When you arrive at this stage it’s because they consider your work as worthwhile and accept you as a contributor. It also gives a good indication that we are not in a win-win relationship from the start.
You have to bear in mind that between their acceptance of the first images submission, the exchange of contracts, weeks and month have quietly passed (during which you had time to sign with any other stock agency and start to sell).
Then comes the true relationship issues: They have obviously very poor or no communication skills.
While the rules and T&C on their website are difficult to find and contain many contradictions with their current practices, they also fail to answer any request or question in a timely manner while ignoring totally what you might have asked if they do.
And it’s at this stage that you start to regret to have signed with them. You just realize after a while and some submission that their organization skills are close to zero,
- A number of pictures you submitted with keywords by FTP end-up lost somewhere between their FTP folder and their desktop (scary).

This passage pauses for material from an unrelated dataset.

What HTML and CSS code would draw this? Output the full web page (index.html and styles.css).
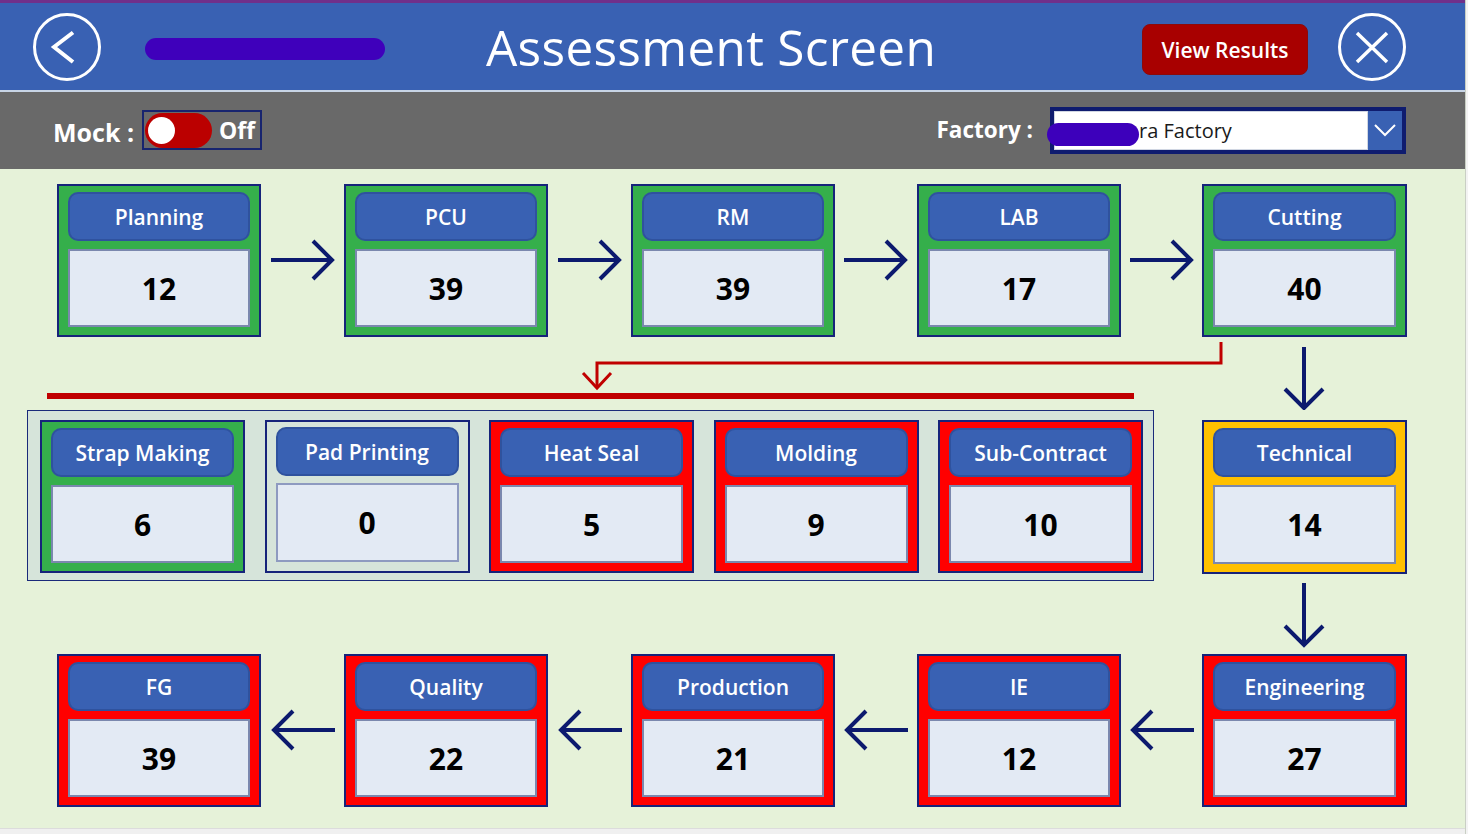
FILE: index.html
```html
<!DOCTYPE html>
<html lang="en">
<head>
<meta charset="utf-8">
<title>Assessment Screen</title>
<link rel="stylesheet" href="styles.css">
</head>
<body>
<div class="app">
  <div class="topline"></div>
  <header class="header">
    <button class="circle-btn" aria-label="Back">
      <svg width="70" height="70" viewBox="0 0 70 70"><circle cx="35" cy="35" r="32.5" fill="none" stroke="#fff" stroke-width="3"/><polyline points="41,20.5 22,35 41,50" fill="none" stroke="#fff" stroke-width="4"/></svg>
    </button>
    <div class="redact-bar"></div>
    <h1 class="title">Assessment Screen</h1>
    <div class="spacer"></div>
    <button class="view-btn">View Results</button>
    <button class="circle-btn close-btn" aria-label="Close">
      <svg width="70" height="70" viewBox="0 0 70 70"><circle cx="35" cy="35" r="32.5" fill="none" stroke="#fff" stroke-width="3"/><path d="M20 21 L50 50 M50 21 L20 50" fill="none" stroke="#fff" stroke-width="3.5"/></svg>
    </button>
  </header>
  <div class="toolbar">
    <span class="tb-label">Mock :</span>
    <div class="toggle">
      <span class="toggle-track"><span class="toggle-knob"></span></span>
      <span class="toggle-text">Off</span>
    </div>
    <div class="spacer"></div>
    <span class="tb-label factory-label">Factory :</span>
    <div class="dropdown">
      <div class="dd-field">ra Factory</div>
      <div class="dd-chevron"><svg width="22" height="14" viewBox="0 0 22 14"><polyline points="1,2 11,12 21,2" fill="none" stroke="#fff" stroke-width="2"/></svg></div>
      <span class="dd-redact"></span>
    </div>
  </div>

  <main class="main">
    <div class="flow-row">
      <div class="card green"><div class="card-head">Planning</div><div class="card-val">12</div></div>
      <div class="arrow-slot"><svg width="66" height="42" viewBox="0 0 66 42"><path d="M1 21 H62 M43 2 L62 21 L43 40" fill="none" stroke="#0c1a6e" stroke-width="4"/></svg></div>
      <div class="card green"><div class="card-head">PCU</div><div class="card-val">39</div></div>
      <div class="arrow-slot"><svg width="66" height="42" viewBox="0 0 66 42"><path d="M1 21 H62 M43 2 L62 21 L43 40" fill="none" stroke="#0c1a6e" stroke-width="4"/></svg></div>
      <div class="card green"><div class="card-head">RM</div><div class="card-val">39</div></div>
      <div class="arrow-slot"><svg width="66" height="42" viewBox="0 0 66 42"><path d="M1 21 H62 M43 2 L62 21 L43 40" fill="none" stroke="#0c1a6e" stroke-width="4"/></svg></div>
      <div class="card green"><div class="card-head">LAB</div><div class="card-val">17</div></div>
      <div class="arrow-slot"><svg width="66" height="42" viewBox="0 0 66 42"><path d="M1 21 H62 M43 2 L62 21 L43 40" fill="none" stroke="#0c1a6e" stroke-width="4"/></svg></div>
      <div class="card green"><div class="card-head">Cutting</div><div class="card-val">40</div></div>
    </div>

    <svg class="connector" width="1466" height="73" viewBox="0 0 1466 73">
      <path d="M1221 5 V26 H597 V50" fill="none" stroke="#c00000" stroke-width="3"/>
      <path d="M583 36 L597 51 L611 36" fill="none" stroke="#c00000" stroke-width="3"/>
      <rect x="47" y="56" width="1087" height="6" fill="#c00000"/>
      <path d="M1304 10 V71 M1285 52 L1304 71 L1323 52" fill="none" stroke="#0c1a6e" stroke-width="4"/>
    </svg>

    <div class="mid-row">
      <div class="group">
        <div class="card green"><div class="card-head">Strap Making</div><div class="card-val">6</div></div>
        <div class="card plain"><div class="card-head">Pad Printing</div><div class="card-val">0</div></div>
        <div class="card red"><div class="card-head">Heat Seal</div><div class="card-val">5</div></div>
        <div class="card red"><div class="card-head">Molding</div><div class="card-val">9</div></div>
        <div class="card red"><div class="card-head">Sub-Contract</div><div class="card-val">10</div></div>
      </div>
      <div class="card yellow technical"><div class="card-head">Technical</div><div class="card-val">14</div></div>
    </div>

    <svg class="connector" width="1466" height="73" viewBox="0 0 1466 73">
      <path d="M1304 2 V64 M1285 45 L1304 64 L1323 45" fill="none" stroke="#0c1a6e" stroke-width="4"/>
    </svg>

    <div class="flow-row">
      <div class="card red"><div class="card-head">FG</div><div class="card-val">39</div></div>
      <div class="arrow-slot"><svg width="66" height="42" viewBox="0 0 66 42"><path d="M65 21 H4 M23 2 L4 21 L23 40" fill="none" stroke="#0c1a6e" stroke-width="4"/></svg></div>
      <div class="card red"><div class="card-head">Quality</div><div class="card-val">22</div></div>
      <div class="arrow-slot"><svg width="66" height="42" viewBox="0 0 66 42"><path d="M65 21 H4 M23 2 L4 21 L23 40" fill="none" stroke="#0c1a6e" stroke-width="4"/></svg></div>
      <div class="card red"><div class="card-head">Production</div><div class="card-val">21</div></div>
      <div class="arrow-slot"><svg width="66" height="42" viewBox="0 0 66 42"><path d="M65 21 H4 M23 2 L4 21 L23 40" fill="none" stroke="#0c1a6e" stroke-width="4"/></svg></div>
      <div class="card red"><div class="card-head">IE</div><div class="card-val">12</div></div>
      <div class="arrow-slot"><svg width="66" height="42" viewBox="0 0 66 42"><path d="M65 21 H4 M23 2 L4 21 L23 40" fill="none" stroke="#0c1a6e" stroke-width="4"/></svg></div>
      <div class="card red"><div class="card-head">Engineering</div><div class="card-val">27</div></div>
    </div>
  </main>
  <div class="footer-strip"></div>
</div>
</body>
</html>
```

FILE: styles.css
```css
* { box-sizing: border-box; margin: 0; padding: 0; }

body {
  width: 1468px;
  height: 834px;
  overflow: hidden;
  background: #f3f3f3;
  font-family: "Open Sans", "Noto Sans", sans-serif;
}

.app {
  width: 1466px;
  border-right: 1px solid #c9cfc4;
}

.topline {
  height: 3px;
  background: #70308a;
}

.header {
  height: 89px;
  background: #3961b3;
  border-bottom: 2px solid #c8d5e6;
  display: flex;
  align-items: center;
  padding-left: 32px;
  padding-right: 58px;
}

.circle-btn {
  width: 70px;
  height: 70px;
  background: none;
  border: none;
  display: flex;
}

.redact-bar {
  width: 240px;
  height: 22px;
  border-radius: 11px;
  background: #3f00bb;
  margin-left: 43px;
  margin-top: 4px;
}

.title {
  margin-left: 101px;
  color: #fff;
  font-weight: 400;
  font-size: 49.5px;
  line-height: 1;
  letter-spacing: 0.3px;
  margin-top: 2px;
}

.spacer { flex: 1; }

.view-btn {
  width: 166px;
  height: 51px;
  background: #a80000;
  border: 1px solid #8c0a0a;
  border-radius: 8px;
  color: #fff;
  font-family: "Open Sans", "Noto Sans", sans-serif;
  font-weight: 600;
  font-size: 21px;
  margin-top: 6px;
}

.close-btn {
  margin-left: 29px;
}

.toolbar {
  height: 77px;
  background: #696969;
  display: flex;
  align-items: center;
  padding-left: 53px;
  padding-right: 59px;
}

.tb-label {
  color: #fff;
  font-weight: 700;
  font-size: 25px;
  margin-top: 2px;
}

.factory-label {
  font-size: 22.5px;
  margin-top: -2px;
}

.toggle {
  margin-left: 8px;
  width: 120px;
  height: 40px;
  border: 2px solid #17246f;
  display: flex;
  align-items: center;
  padding-left: 1px;
  margin-top: -1px;
}

.toggle-track {
  width: 67px;
  height: 35px;
  border-radius: 18px;
  background: #bb0000;
  display: flex;
  align-items: center;
  padding-left: 3px;
}

.toggle-knob {
  width: 27px;
  height: 27px;
  border-radius: 50%;
  background: #fff;
}

.toggle-text {
  color: #fff;
  font-weight: 700;
  font-size: 23px;
  margin-left: 7px;
}

.dropdown {
  position: relative;
  margin-left: 17px;
  width: 356px;
  height: 47px;
  border: 4px solid #0f1c6f;
  display: flex;
  background: #fff;
  margin-top: -1px;
}

.dd-field {
  flex: 1;
  display: flex;
  align-items: center;
  padding-left: 84px;
  font-size: 20px;
  color: #1a1a1a;
  border: 1px solid #d0d6e2;
}

.dd-chevron {
  width: 34px;
  background: #3961b3;
  display: flex;
  align-items: center;
  justify-content: center;
}

.dd-redact {
  position: absolute;
  left: -7px;
  top: 12px;
  width: 92px;
  height: 23px;
  border-radius: 12px;
  background: #3d00bb;
}

.main {
  height: 659px;
  background: #e6f2d9;
  padding-top: 15px;
}

.flow-row {
  display: grid;
  grid-template-columns: 204px 83px 204px 83px 204px 82px 204px 81px 205px;
  margin-left: 57px;
}

.arrow-slot {
  display: flex;
  align-items: center;
  justify-content: center;
  padding-bottom: 1px;
}

.card {
  height: 153px;
  border: 2px solid #16237a;
  padding: 6px 9px 8px;
  display: flex;
  flex-direction: column;
  gap: 8px;
}

.card.green { background: #35af4b; }
.card.red { background: #ff0000; }
.card.yellow { background: #ffc000; }
.card.plain { background: #d6e4da; padding-top: 5px; gap: 7px; padding-bottom: 9px; }

.card-head {
  height: 49px;
  border-radius: 10px;
  background: #3961b3;
  border: 2px solid #2f529e;
  color: #fff;
  font-weight: 600;
  font-size: 21px;
  display: flex;
  align-items: center;
  justify-content: center;
}

.card-val {
  flex: 1;
  background: #e3eaf4;
  border: 2px solid #7b88ae;
  display: flex;
  align-items: center;
  justify-content: center;
  font-weight: 700;
  font-size: 30px;
  color: #000;
}

.card.plain .card-val { border-color: #8e9ac0; }

.connector { display: block; }

.mid-row {
  display: flex;
  align-items: flex-start;
  padding-left: 27px;
}

.group {
  width: 1127px;
  height: 171px;
  background: #d6e4da;
  border: 1px solid #1a2a7a;
  padding: 9px 12px 7px;
  display: grid;
  grid-template-columns: repeat(5, 205px);
  column-gap: 19.5px;
}

.technical {
  width: 205px;
  margin-left: 48px;
  margin-top: 10px;
  height: 154px;
}

.footer-strip {
  height: 6px;
  background: #f0f0f0;
  border-top: 1px solid #dcdcdc;
}
```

- The fully keyworded pictures (10 keyword minimum mandatory), suddenly end up with insufficient keywords and therefore have to be amended again and again (while having the originals at home, I checked and nothing was missing).
And last but not least, the pictures selection is either irrelevant, highly biased or totally subjective, while the same pictures sell very well on other stock agencies, they accept ones that were rejected by others and reject ones that were sold by others.
And of course, they belong to this category of stock agencies that doesn’t give any reason for rejection (how convenient…).
Finally, I really wonder why I applied there and I regret to have sent my pictures there and the time lost with such an amateur, inefficient, incompetent, slow and lax company.
In conclusion, they pretend they are in this business since 30 years. I wonder how they could survive for 30 year with that kind of business attitude. But they certainly use methods, processes and interfaces of 30 years ago, there is no doubt.